→ TASK REQUIREMENTS
Omit every picture and return the rest of the data unaltered.

→ MATERIAL
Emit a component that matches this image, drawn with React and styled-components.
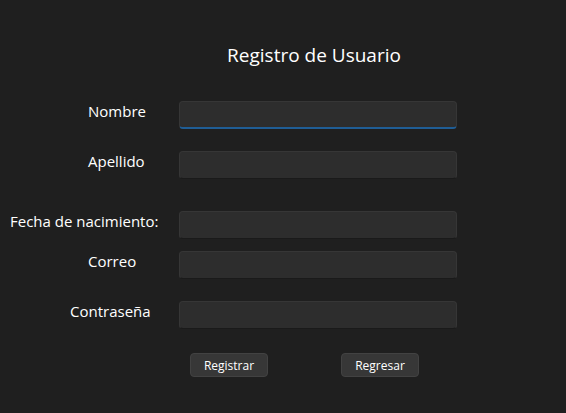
import React from "react";
import styled, { createGlobalStyle } from "styled-components";

const GlobalStyle = createGlobalStyle`
  html, body {
    margin: 0;
    padding: 0;
    background: #1f1f1f;
  }
  body {
    font-family: "Segoe UI", "Open Sans", "Noto Sans", sans-serif;
    color: #ffffff;
  }
`;

const Window = styled.div`
  width: 566px;
  height: 413px;
  background: #1f1f1f;
  box-sizing: border-box;
  padding-top: 42px;
  display: flex;
  flex-direction: column;
`;

const Title = styled.h1`
  margin: 0 0 0 175px;
  width: 278px;
  font-size: 19px;
  line-height: 27px;
  font-weight: 400;
  text-align: center;
  color: #ffffff;
`;

const Form = styled.div`
  display: flex;
  flex-direction: column;
  margin-top: 32px;
`;

const Row = styled.div`
  display: flex;
  align-items: flex-start;
  margin-top: ${({ $gap }) => $gap}px;
`;

const Label = styled.label`
  width: 179px;
  box-sizing: border-box;
  padding-left: ${({ $indent }) => $indent}px;
  font-size: 15px;
  line-height: 20px;
  white-space: nowrap;
  color: #ffffff;
`;

const Input = styled.input`
  width: 278px;
  height: 28px;
  box-sizing: border-box;
  background: #2d2d2d;
  border: 1px solid #363636;
  border-bottom: ${({ $focused }) =>
    $focused ? "2px solid #1f5d95" : "1px solid #1a1a1a"};
  border-radius: 4px;
  outline: none;
  color: #ffffff;
  font-family: inherit;
  font-size: 14px;
  padding: 0 10px;
`;

const Buttons = styled.div`
  display: flex;
  gap: 73px;
  padding-left: 190px;
  margin-top: 24px;
`;

const Button = styled.button`
  width: 78px;
  height: 24px;
  box-sizing: border-box;
  background: #373737;
  border: 1px solid #424242;
  border-radius: 4px;
  color: #ffffff;
  font-family: inherit;
  font-size: 12px;
  padding: 0;
`;

const fields = [
  { label: "Nombre", indent: 88, gap: 0, focused: true },
  { label: "Apellido", indent: 88, gap: 22 },
  { label: "Fecha de nacimiento:", indent: 10, gap: 32 },
  { label: "Correo", indent: 88, gap: 12 },
  { label: "Contraseña", indent: 70, gap: 22 },
];

const App = () => {
  return (
    <>
      <GlobalStyle />
      <Window>
        <Title>Registro de Usuario</Title>
        <Form>
          {fields.map((f) => (
            <Row key={f.label} $gap={f.gap}>
              <Label $indent={f.indent}>{f.label}</Label>
              <Input $focused={f.focused} type={f.label === "Contraseña" ? "password" : "text"} />
            </Row>
          ))}
        </Form>
        <Buttons>
          <Button>Registrar</Button>
          <Button>Regresar</Button>
        </Buttons>
      </Window>
    </>
  );
};

export default App;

→ SOLUTION TO THIS TASK
Emit a component that matches this image, drawn with React and styled-components.
import React from "react";
import styled, { createGlobalStyle } from "styled-components";

const GlobalStyle = createGlobalStyle`
  html, body {
    margin: 0;
    padding: 0;
    background: #1f1f1f;
  }
  body {
    font-family: "Segoe UI", "Open Sans", "Noto Sans", sans-serif;
    color: #ffffff;
  }
`;

const Window = styled.div`
  width: 566px;
  height: 413px;
  background: #1f1f1f;
  box-sizing: border-box;
  padding-top: 42px;
  display: flex;
  flex-direction: column;
`;

const Title = styled.h1`
  margin: 0 0 0 175px;
  width: 278px;
  font-size: 19px;
  line-height: 27px;
  font-weight: 400;
  text-align: center;
  color: #ffffff;
`;

const Form = styled.div`
  display: flex;
  flex-direction: column;
  margin-top: 32px;
`;

const Row = styled.div`
  display: flex;
  align-items: flex-start;
  margin-top: ${({ $gap }) => $gap}px;
`;

const Label = styled.label`
  width: 179px;
  box-sizing: border-box;
  padding-left: ${({ $indent }) => $indent}px;
  font-size: 15px;
  line-height: 20px;
  white-space: nowrap;
  color: #ffffff;
`;

const Input = styled.input`
  width: 278px;
  height: 28px;
  box-sizing: border-box;
  background: #2d2d2d;
  border: 1px solid #363636;
  border-bottom: ${({ $focused }) =>
    $focused ? "2px solid #1f5d95" : "1px solid #1a1a1a"};
  border-radius: 4px;
  outline: none;
  color: #ffffff;
  font-family: inherit;
  font-size: 14px;
  padding: 0 10px;
`;

const Buttons = styled.div`
  display: flex;
  gap: 73px;
  padding-left: 190px;
  margin-top: 24px;
`;

const Button = styled.button`
  width: 78px;
  height: 24px;
  box-sizing: border-box;
  background: #373737;
  border: 1px solid #424242;
  border-radius: 4px;
  color: #ffffff;
  font-family: inherit;
  font-size: 12px;
  padding: 0;
`;

const fields = [
  { label: "Nombre", indent: 88, gap: 0, focused: true },
  { label: "Apellido", indent: 88, gap: 22 },
  { label: "Fecha de nacimiento:", indent: 10, gap: 32 },
  { label: "Correo", indent: 88, gap: 12 },
  { label: "Contraseña", indent: 70, gap: 22 },
];

const App = () => {
  return (
    <>
      <GlobalStyle />
      <Window>
        <Title>Registro de Usuario</Title>
        <Form>
          {fields.map((f) => (
            <Row key={f.label} $gap={f.gap}>
              <Label $indent={f.indent}>{f.label}</Label>
              <Input $focused={f.focused} type={f.label === "Contraseña" ? "password" : "text"} />
            </Row>
          ))}
        </Form>
        <Buttons>
          <Button>Registrar</Button>
          <Button>Regresar</Button>
        </Buttons>
      </Window>
    </>
  );
};

export default App;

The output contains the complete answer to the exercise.